Eine plausible Erklärung ist, dass es sich dabei quasi um eine “self-fulfilling prophecy” handelt, also ein Vorurteil, das sich selbst bestätigt – zumindest ab einem gewissen Alter. Spannenderweise nämlich malten Grundschüler gleichermaßen weibliche und männliche ForscherInnen, wohingegen 14- bis 15-Jährige nur noch einen Frauenanteil von 25 Prozent zeichneten – bei gleicher Aufgabenstellung.
Eine teilweise Erklärung könnte in der Physiologie der Heranwachsenden liegen, denn gerade für Teenager – denen die Pubertät Kopf und Körper gehörig durcheinander wirbelt – ist die Anerkennung von und Konformität mit ihrer Gruppe wichtiger als die Betonung persönlicher Interessen, vor allem, wenn diese nicht als “genderkonform” gelten. Rosa Mikroskope sind da sicherlich nicht die richtige Idee, um Mädchen für Wissenschaft zu begeistern.
Andere Ziele
Diese gesellschaftliche Normierung von “typischen” Frauenrollen drückt sich dann auch in der Lebensplanung aus. Zwar hat sich die Erwerbsquote bei Frauen von 1950 bis zu Jahr 2000 verdoppelt und liegt inzwischen bei über 60 Prozent, aber trotzdem fällt den Frauen immer noch typischer Weise die Verantwortung für Kinder und Familie zu, was sich dann auch oft in der Berufswahl niederschlägt. So orientieren sich viele junge Frauen eher an Branchen, in denen es üblich ist, “familienfreundliche” Werte zu propagieren: Pflegeberufe, zum Beispiel, oder Kindererziehung.

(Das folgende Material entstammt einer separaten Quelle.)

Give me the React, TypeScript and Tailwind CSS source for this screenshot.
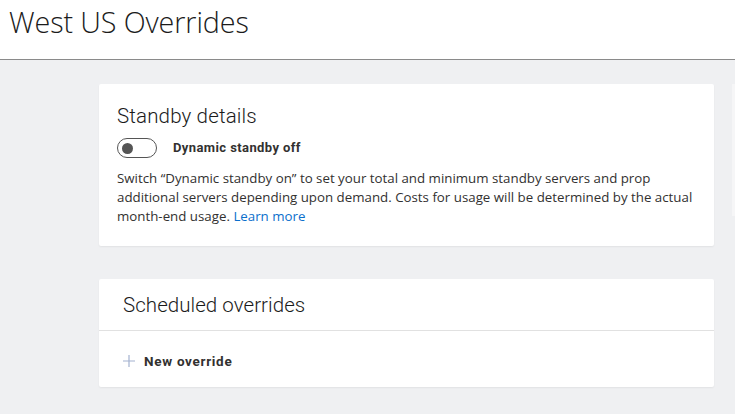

Frauen in MINT-Fächern. Sind sie wirklich eine Minderheit?
Die Vorstellung, dass Begabung für MINT-Fächer vor allem bei Männern zu finden ist, hält sich hartnäckig (auch bei Frauen, übrigens): Das stereotyische Bild in der Forschung ist männlich. Doch wie sieht es in der Realität aus?

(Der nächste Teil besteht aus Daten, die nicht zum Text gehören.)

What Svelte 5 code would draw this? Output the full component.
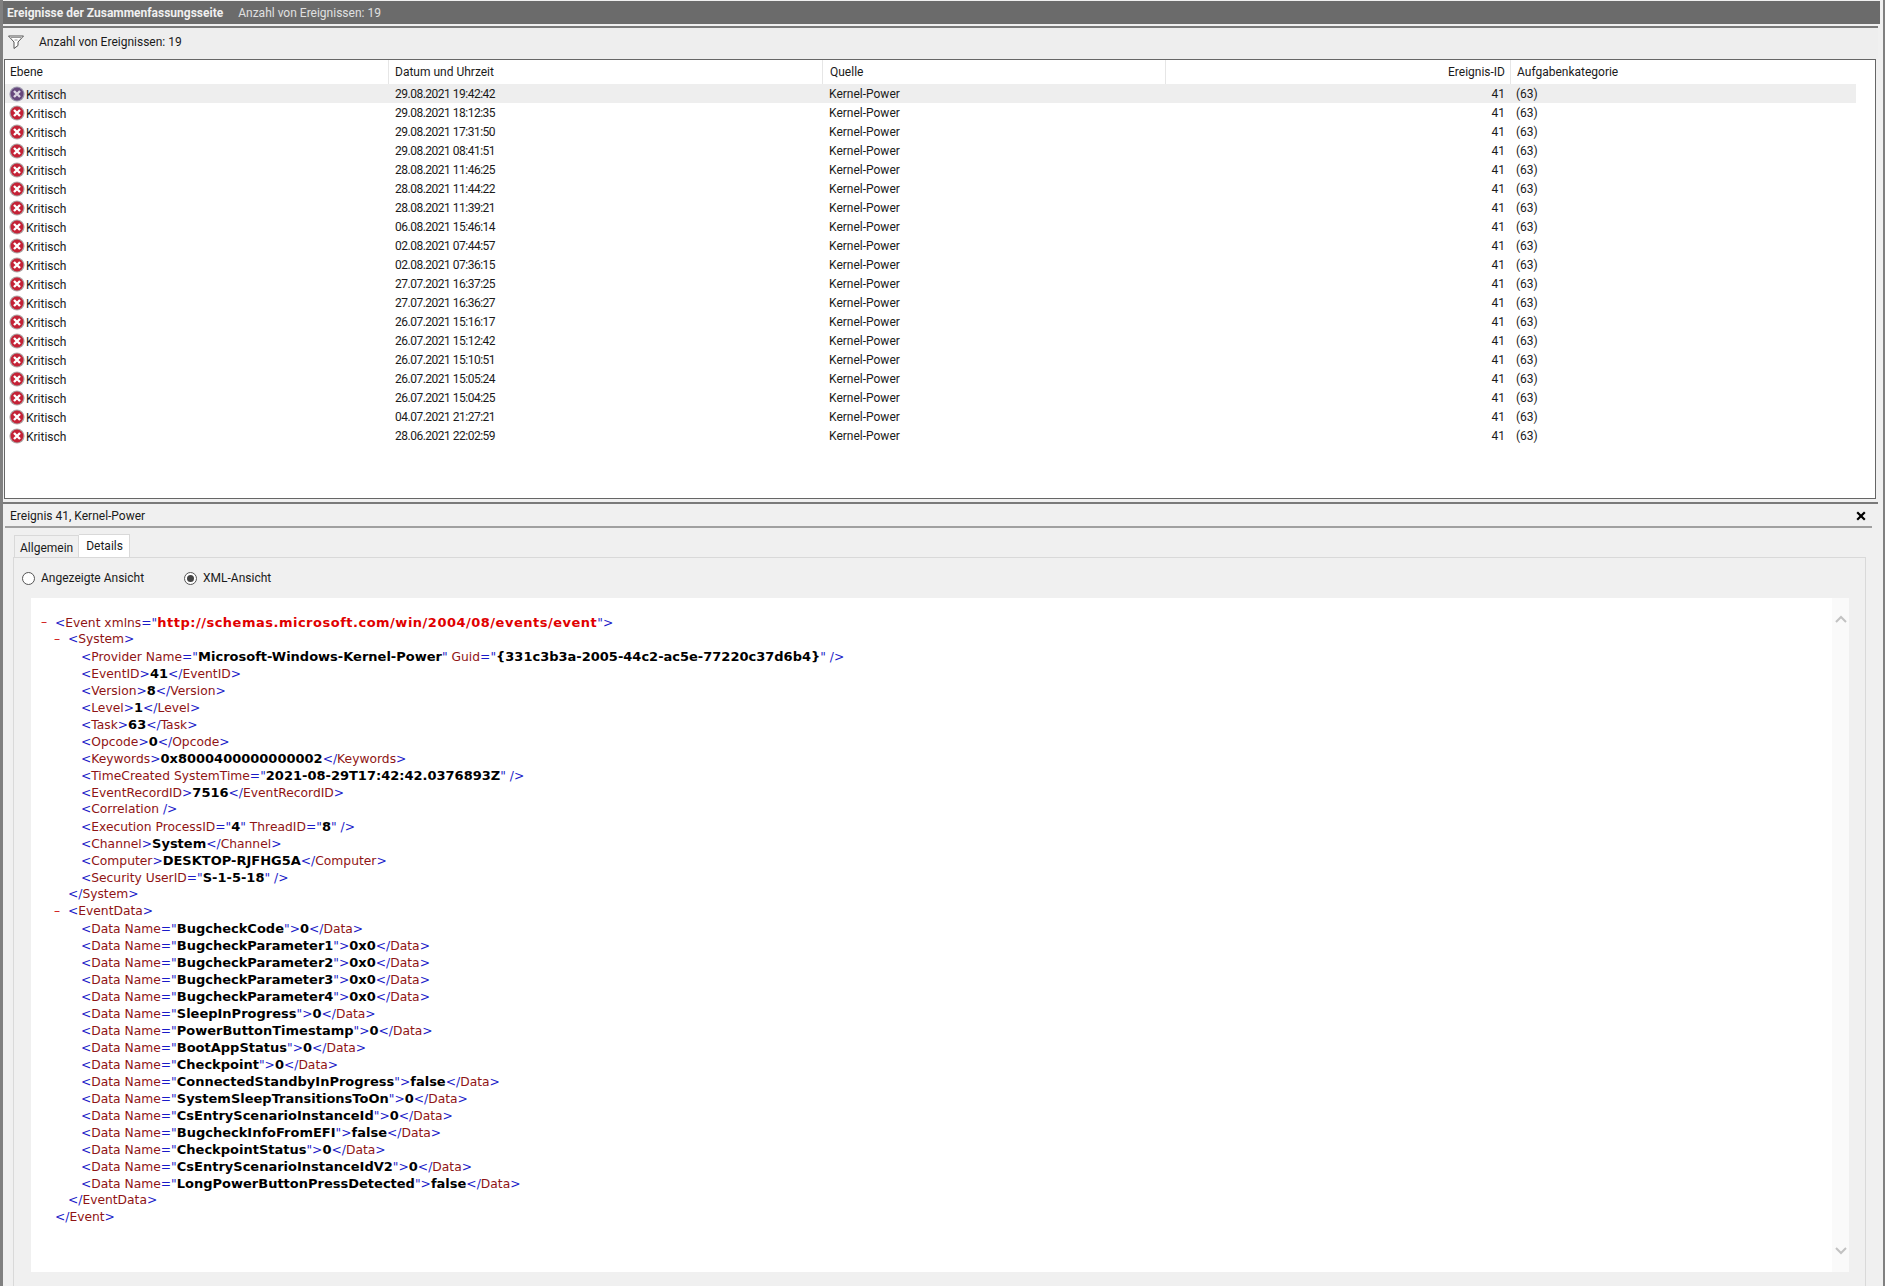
<script>
  const times = [
    '29.08.2021 19:42:42', '29.08.2021 18:12:35', '29.08.2021 17:31:50', '29.08.2021 08:41:51',
    '28.08.2021 11:46:25', '28.08.2021 11:44:22', '28.08.2021 11:39:21', '06.08.2021 15:46:14',
    '02.08.2021 07:44:57', '02.08.2021 07:36:15', '27.07.2021 16:37:25', '27.07.2021 16:36:27',
    '26.07.2021 15:16:17', '26.07.2021 15:12:42', '26.07.2021 15:10:51', '26.07.2021 15:05:24',
    '26.07.2021 15:04:25', '04.07.2021 21:27:21', '28.06.2021 22:02:59'
  ];

  const dataRows = [
    ['BugcheckCode', '0'], ['BugcheckParameter1', '0x0'], ['BugcheckParameter2', '0x0'],
    ['BugcheckParameter3', '0x0'], ['BugcheckParameter4', '0x0'], ['SleepInProgress', '0'],
    ['PowerButtonTimestamp', '0'], ['BootAppStatus', '0'], ['Checkpoint', '0'],
    ['ConnectedStandbyInProgress', 'false'], ['SystemSleepTransitionsToOn', '0'],
    ['CsEntryScenarioInstanceId', '0'], ['BugcheckInfoFromEFI', 'false'],
    ['CheckpointStatus', '0'], ['CsEntryScenarioInstanceIdV2', '0'],
    ['LongPowerButtonPressDetected', 'false']
  ];

  // [indent level, has collapse mark, raw xml]
  const xml = [
    [0, true, '<Event xmlns="http://schemas.microsoft.com/win/2004/08/events/event">'],
    [1, true, '<System>'],
    [2, false, '<Provider Name="Microsoft-Windows-Kernel-Power" Guid="{331c3b3a-2005-44c2-ac5e-77220c37d6b4}" />'],
    [2, false, '<EventID>41</EventID>'],
    [2, false, '<Version>8</Version>'],
    [2, false, '<Level>1</Level>'],
    [2, false, '<Task>63</Task>'],
    [2, false, '<Opcode>0</Opcode>'],
    [2, false, '<Keywords>0x8000400000000002</Keywords>'],
    [2, false, '<TimeCreated SystemTime="2021-08-29T17:42:42.0376893Z" />'],
    [2, false, '<EventRecordID>7516</EventRecordID>'],
    [2, false, '<Correlation />'],
    [2, false, '<Execution ProcessID="4" ThreadID="8" />'],
    [2, false, '<Channel>System</Channel>'],
    [2, false, '<Computer>DESKTOP-RJFHG5A</Computer>'],
    [2, false, '<Security UserID="S-1-5-18" />'],
    [1, false, '</System>'],
    [1, true, '<EventData>'],
    ...dataRows.map(([n, v]) => [2, false, `<Data Name="${n}">${v}</Data>`]),
    [1, false, '</EventData>'],
    [0, false, '</Event>']
  ];

  // splits a raw line into coloured pieces
  function tokenize(line) {
    const out = [];
    const re = /<\/?|\s?\/>|>|="[^"]*"|[^<>="/]+/g;
    let afterOpen = false;
    for (const m of line.match(re)) {
      if (m.startsWith('=')) {
        const val = m.slice(2, -1);
        out.push(['punct', '="'], [val.startsWith('http') ? 'url' : 'val', val], ['punct', '"']);
      } else if (m.startsWith('<')) {
        out.push(['punct', m]);
        afterOpen = true;
      } else if (m.endsWith('>')) {
        out.push(['punct', m]);
        afterOpen = false;
      } else if (afterOpen || /^\s*\w+$/.test(m) && line.includes(m + '="')) {
        out.push(['name', m]);
      } else {
        out.push(['val', m]);
      }
    }
    return out;
  }
</script>

{#snippet critical(muted)}
  <svg class="icon" viewBox="0 0 16 16" width="16" height="16">
    <circle cx="8" cy="8" r="7.6" fill={muted ? '#a09cb0' : '#b0a8a8'} />
    <circle cx="8" cy="8" r="6.4" fill={muted ? '#66487c' : '#c42236'} />
    <path d="M5 5l6 6M11 5l-6 6" stroke={muted ? '#dcd6e2' : '#fff'} stroke-width="2.4" />
  </svg>
{/snippet}

<div class="page">
  <header class="titlebar">
    <b>Ereignisse der Zusammenfassungsseite</b>
    <span>Anzahl von Ereignissen: 19</span>
  </header>

  <section class="events">
    <div class="filter">
      <svg viewBox="0 0 16 14" width="16" height="14">
        <path d="M.5 1h15L10 7v3.5l-4 3V7z" fill="#fff" stroke="#555" />
        <path d="M3 2.5h10M6.5 5h3" stroke="#999" />
      </svg>
      <span>Anzahl von Ereignissen: 19</span>
    </div>

    <div class="list">
      <div class="row head">
        <div class="c1">Ebene</div>
        <div class="c2">Datum und Uhrzeit</div>
        <div class="c3">Quelle</div>
        <div class="c4">Ereignis-ID</div>
        <div class="c5">Aufgabenkategorie</div>
      </div>
      {#each times as time, i}
        <div class="row" class:selected={i === 0}>
          <div class="c1">{@render critical(i === 0)}<span class="level">Kritisch</span></div>
          <div class="c2 date">{time}</div>
          <div class="c3">Kernel-Power</div>
          <div class="c4">41</div>
          <div class="c5">(63)</div>
        </div>
      {/each}
    </div>
  </section>

  <section class="detail">
    <div class="detail-title">
      <span>Ereignis 41, Kernel-Power</span>
      <svg viewBox="0 0 10 10" width="10" height="10">
        <path d="M1.2 1.2l7.6 7.6M8.8 1.2L1.2 8.8" stroke="#000" stroke-width="2.2" />
      </svg>
    </div>

    <div class="tabs">
      <div class="tab">Allgemein</div>
      <div class="tab active">Details</div>
    </div>

    <div class="panel">
      <div class="radios">
        <label><span class="radio"></span>Angezeigte Ansicht</label>
        <label><span class="radio on"></span>XML-Ansicht</label>
      </div>

      <div class="xmlbox">
        <div class="xml">
          {#each xml as [level, mark, raw]}
            <div class="line" style="padding-left: {level * 13 + 25}px">
              {#if mark}<span class="mark">–</span>{/if}
              {#each tokenize(raw) as [kind, text]}<span class={kind}>{text}</span>{/each}
            </div>
          {/each}
        </div>
        <div class="scroll">
          <svg viewBox="0 0 12 8" width="12" height="8"><path d="M1 7l5-5 5 5" fill="none" stroke="#c2c2c2" stroke-width="2" /></svg>
          <svg viewBox="0 0 12 8" width="12" height="8"><path d="M1 1l5 5 5-5" fill="none" stroke="#c2c2c2" stroke-width="2" /></svg>
        </div>
      </div>
    </div>
  </section>
</div>

<style>
  :global(body) {
    margin: 0;
    background: #fff;
    overflow: hidden;
  }
  .page {
    width: 1885px;
    height: 1286px;
    box-sizing: border-box;
    padding-top: 1px;
    background: #f0f0f0;
    border-left: 3px solid #808080;
    border-right: 2px solid #808080;
    font: 12px/16px Roboto, "Noto Sans", sans-serif;
    color: #1a1a1a;
    overflow: hidden;
  }
  .titlebar {
    height: 23px;
    width: 1877px;
    background: #6b6b6b;
    color: #f0f0f0;
    display: flex;
    align-items: center;
    gap: 15px;
    padding-left: 4px;
    box-sizing: border-box;
  }
  .titlebar span { color: #e0e0e0; }
  .events {
    margin-top: 2px;
    border-top: 2px solid #7a7a7a;
    width: 1875px;
  }
  .filter {
    height: 31px;
    display: flex;
    align-items: center;
    gap: 15px;
    padding: 0 0 3px 5px;
    box-sizing: border-box;
    background: #eeeeee;
  }
  .list {
    margin-left: 1px;
    height: 440px;
    width: 1872px;
    background: #fff;
    border: 1px solid #666;
    box-sizing: border-box;
  }
  .row {
    display: grid;
    grid-template-columns: 383px 434px 343px 345px 346px;
    height: 19px;
    width: 1851px;
    line-height: 21px;
  }
  .row > div {
    padding-left: 6px;
    white-space: nowrap;
  }
  .head {
    height: 24px;
    line-height: 24px;
  }
  .head > div + div { border-left: 1px solid #e6e6e6; }
  .row > .c3 { padding-left: 7px; }
  .row > .c4 {
    text-align: right;
    padding-right: 5px;
    padding-left: 0;
  }
  .row > .c5 { padding-left: 6px; }
  .row > .c1 {
    display: flex;
    align-items: center;
    gap: 1px;
    padding-left: 4px;
  }
  .head > .c1 { padding-left: 5px; }
  .level {
    line-height: 19px;
    margin-top: 1px;
  }
  .row > .date {
    letter-spacing: -0.5px;
    padding-left: 7px;
  }
  .selected { background: #eeeeee; }
  .icon {
    flex: none;
    margin-top: -1px;
  }
  .detail {
    margin-top: 3px;
    width: 1875px;
    border-top: 2px solid #7a7a7a;
    padding: 0 5px 0 2px;
    box-sizing: border-box;
  }
  .detail-title {
    height: 20px;
    margin-right: 1px;
    display: flex;
    align-items: center;
    justify-content: space-between;
    padding: 2px 6px 0 5px;
    border-bottom: 2px solid #a0a0a0;
  }
  .tabs {
    display: flex;
    align-items: flex-end;
    height: 29px;
    padding-left: 9px;
  }
  .tab {
    height: 21px;
    line-height: 24px;
    padding: 0 5px;
    border: 1px solid #d9d9d9;
    border-bottom: 0;
    box-sizing: content-box;
  }
  .tab.active {
    height: 22px;
    line-height: 22px;
    padding: 0 6px 0 7px;
    background: #fff;
    border-left: 0;
  }
  .panel {
    margin-left: 8px;
    margin-right: 7px;
    border-top: 1px solid #d9d9d9;
    border-left: 1px solid #d9d9d9;
    border-right: 1px solid #d9d9d9;
    height: 730px;
    padding: 0 16px 0 17px;
  }
  .radios {
    height: 40px;
    display: flex;
    align-items: center;
    gap: 40px;
    margin-left: -9px;
  }
  .radios label {
    display: flex;
    align-items: center;
    gap: 6px;
  }
  .radio {
    width: 11px;
    height: 11px;
    border: 1px solid #555;
    border-radius: 50%;
    background: #fff;
    position: relative;
  }
  .radio.on::after {
    content: '';
    position: absolute;
    inset: 2px;
    border-radius: 50%;
    background: #444;
  }
  .xmlbox {
    height: 674px;
    background: #fff;
    display: flex;
    justify-content: space-between;
  }
  .xml {
    padding-top: 16px;
    margin-left: -5px;
    font: 12.3px/17px "DejaVu Sans", Verdana, sans-serif;
  }
  .line {
    position: relative;
    height: 17px;
    white-space: pre;
  }
  .mark {
    position: absolute;
    margin-left: -10px;
    color: #d01010;
  }
  .punct { color: #1a1ac8; }
  .name { color: #8f1414; }
  .val {
    color: #000;
    font-weight: bold;
    font-size: 13px;
  }
  .url {
    color: #e00000;
    font-weight: bold;
    font-size: 13px;
    letter-spacing: 0.5px;
  }
  .scroll {
    width: 17px;
    background: #fafafa;
    display: flex;
    flex-direction: column;
    justify-content: space-between;
    align-items: center;
    padding: 17px 0 17px;
    box-sizing: border-box;
  }
</style>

Eine Grafik der Initiative „Komm mach MINT“ bestätigt diesen Stereotyp – die Frage ist aber, wie lange noch. Spätestens seit dem Jahr 2006 steigt generell der Zulauf zu MINT-Fächern an den Universitäten: 169.588 Studierende starteten in diesem Jahr in ihre MINT-Zukunft. Zum Vergleich: Zehn Jahre vorher, also 1996, waren es 117.332 Studierende. Die 100.000er-Marke knackten die Studierenden im Jahr 1982. Allerdings zeigt der Detailvergleich auch: Männer dominieren diese Fächerbereiche immer noch stark. Das ist umso paradoxer, da es in Deutschland ein hohes Maß an Gleichberechtigung gibt – was sich gerade in der Anzahl der MINT-Studierenden jedoch nicht zeigt:
- 2018: 349.479 Studierende. 33,4 Prozent Frauen. 66,6 Prozent Männer.

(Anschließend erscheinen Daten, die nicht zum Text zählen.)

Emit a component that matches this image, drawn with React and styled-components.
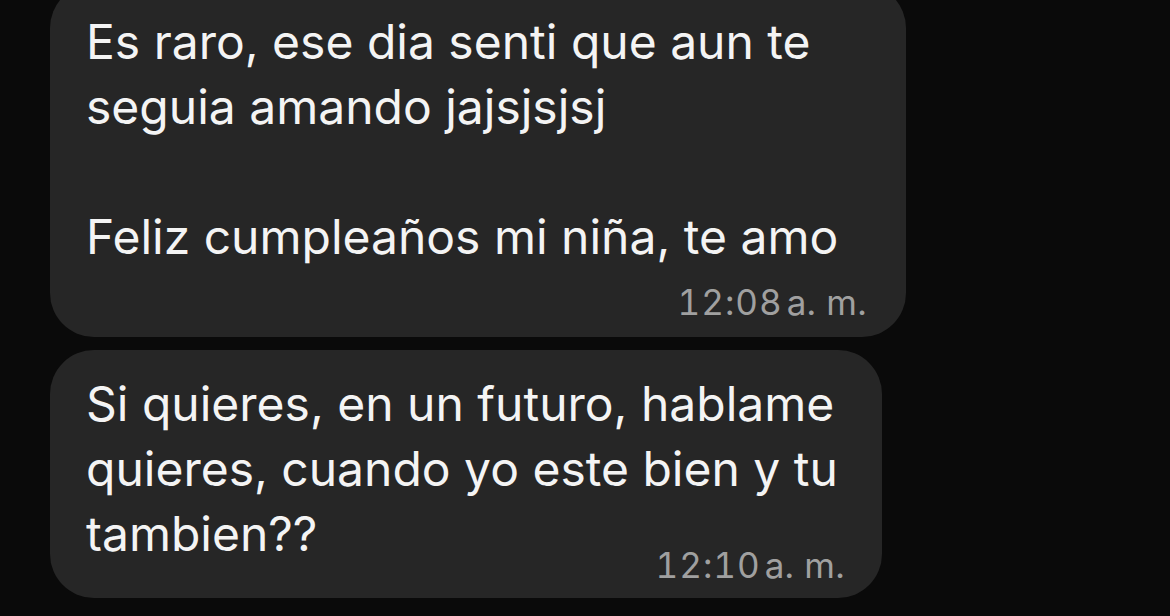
import React from "react";
import styled, { createGlobalStyle } from "styled-components";

const Global = createGlobalStyle`
  html, body { margin: 0; padding: 0; background: #0a0a0a; }
  body { width: 1170px; height: 616px; overflow: hidden; }
`;

const Thread = styled.div`
  display: flex;
  flex-direction: column;
  align-items: flex-start;
  gap: 13px;
  padding-left: 50px;
  margin-top: -16px;
  font-family: Inter, "Noto Sans", sans-serif;
`;

const Bubble = styled.div`
  box-sizing: border-box;
  width: ${(p) => p.$w}px;
  background: #262626;
  border-radius: 44px;
  padding: ${(p) => p.$pt}px 36px ${(p) => p.$pb}px 36px;
  display: flex;
  flex-direction: column;
`;

const Text = styled.div`
  color: #f4f4f4;
  font-size: 48px;
  line-height: 65px;
  white-space: pre-line;
`;

const Meta = styled.div`
  align-self: flex-end;
  margin-top: ${(p) => p.$mt}px;
  margin-right: ${(p) => p.$mr}px;
  color: #a0a0a0;
  font-size: 35px;
  line-height: 40px;
  display: flex;
  gap: 4px;
`;

const Time = styled.span`
  font-variant-numeric: tabular-nums;
  letter-spacing: 1px;
`;

export default function App() {
  return (
    <>
      <Global />
      <Thread>
        <Bubble $w={856} $pt={25} $pb={15}>
          <Text>{"Es raro, ese dia senti que aun te\nseguia amando jajsjsjsj\n\nFeliz cumpleaños mi niña, te amo"}</Text>
          <Meta $mt={13} $mr={3}>
            <Time>12:08</Time>
            <span>a. m.</span>
          </Meta>
        </Bubble>
        <Bubble $w={832} $pt={21} $pb={13}>
          <Text>{"Si quieres, en un futuro, hablame\nquieres, cuando yo este bien y tu\ntambien??"}</Text>
          <Meta $mt={-21} $mr={1}>
            <Time>12:10</Time>
            <span>a. m.</span>
          </Meta>
        </Bubble>
      </Thread>
    </>
  );
}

- 2008: 195.278 Studierende. 30,5 Prozent Frauen. 69,5 Prozent Männer.
- 1998: 124.006 Studierende. 29,9 Prozent Frauen. 70,1 Prozent Männer.
- 1988: 119.589 Studierende. 22,4 Prozent Frauen. 77,6 Prozent Männer.
- 1978: 73.271 Studierende. 21,9 Prozent Frauen. 78,1 Prozent Frauen.
Was diese Vergleichzahlen bedeuten könnten: Frauen in MINT-Fächern holen zwar langsam, aber dafür stetig auf.